The show is lots of fun, largely because the use of technology is so competent. And it ought to be, for a reported £140 million (US $170 million) production budget.
The four core ABBA members—Benny Andersson, Anni-Frid Lyngstad, Agnetha Fältskog, and Björn Ulvaeus—are sized exactly the way they would be if they were really there, even if they aren't able to break the fourth wall and mingle with the audience. As at many typical concerts, there are also side screens for close-ups of the performances, and those visuals are lively and groovy.
Additionally, there are moving mirrors, hundreds of beams of light, animated interludes, strings of luridly colored lights that descend from the rafters, "costume changes"—there's plenty to divert the eye.
Instead of looking two-dimensional and fake, the "ABBAtar" projections create an illusion so convincing that more than once during the show audience members wonder if the extra performers who appear onstage are doing so in person or by projection. One friend who saw the production from the very front row reported that even from that close distance, the projections still looked real.
Human instinct usually detects when it's being presented with a simulated person, and most of the time, the audience still perceives the ABBAtars as slightly too smooth to be authentic. But those 1970s characters are folded so well into a wider spectacle—and are amazing enough unto themselves—that the ruse barely matters.
That said, there are some pitfalls to seeing ABBA Voyage.
This bespoke arena (so new in the spring of 2022 you could smell the plywood) is designed to be packed up and moved to another city when ticket sales dry up. It was plopped down in a dull area just south of Queen Elizabeth Olympic Park, near Stratford in East London, an area that 15 years ago was mostly abandoned and post-industrial.
There's not much food in the immediate vicinity, so if you have tickets and you're hoping to find a pub nearby before or after the show, give up that hope. If you need to eat before the show, the arena's lobby opens about an hour early, and it sells food like hot dogs and slender burritos (about £9, or $11, each), as well as drinks like prosecco and draught beer.
Souvenirs are pricey. A program starts at £15 (over $18). Take that into your budget considerations.
Getting to the ABBA Arena (the image above is an architect's rendering, but it's accurate) is easy enough. It's steps away from the Pudding Mill Lane stop on the Docklands Light Railway (DLR), a tramlike train that's part of the Tube network. You can connect to the DLR from the Underground on the same fare. Though arriving at the venue is simple, when the show lets out the DLR can't cope with the sudden surge of people, and long lines for somewhat infrequent trains appear.
To solve that, arrive at Pudding Mill Lane, but when you leave, walk 20 minutes to either the Stratford station (on the Central and Jubilee lines of the Tube), Bow Road (on the District Line and Hammersmith & City Line), or Hackney Wick (on the Overground).
The arena is just south of the 2012 Olympic Park, so you can use your ABBA visit to walk around the old grounds on your way to the Stratford station.

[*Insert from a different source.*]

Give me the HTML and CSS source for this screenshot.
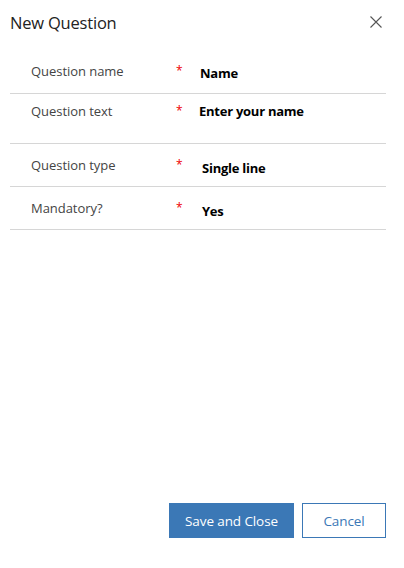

There are three types of tickets available. Dance Floor spots are like the Groundlings at Shakespeare's Globe: You stand for the show, but you're closest to the performances and you can boogie along with everyone else. The lowest these go for advance sales is usually about £70 ($86).
Dance Booths are like VIP boxes at a sports arena: You get a few seats, extra space (for dancing), and, because there are only a few of these boxes, they're the most expensive, starting around £160 ($196) per person, but usually higher.
Auditorium Seating is in regular concert seats on a steep, stadium-style section that encircles the stage. I prefer these, not just because they're easier on the feet than standing for the whole show, but also because some of the special effects descend from the ceiling and hang over the Dance Floor, and the Auditorium Seats are the best place to catch the entirety of the stage pictures. Tickets on the extreme sides of the Auditorium can be as low as £32 ($39) if you plan many months ahead.
Seats on the sides of the Auditorium are generally close in price to the Dance Floor. Seats in the center section, H, deliver the widest and most symmetrical view. They're the best seats and therefore expensive—expect £102 to £175 ($125 to $214) each, depending on demand.
Showtimes are generally Thurs–Mon (no shows Tues–Weds). On single-show days, the production starts at 7:45pm. On Saturdays, showtimes are 3pm and 7:45pm; on Sundays, they shift earlier, to 1pm and 5pm.
The official ABBA Voyage website posts changing tips about when to find the cheapest tickets. The site alerts you to the next best upcoming month for savings, but the best way to save is to book many, many months ahead.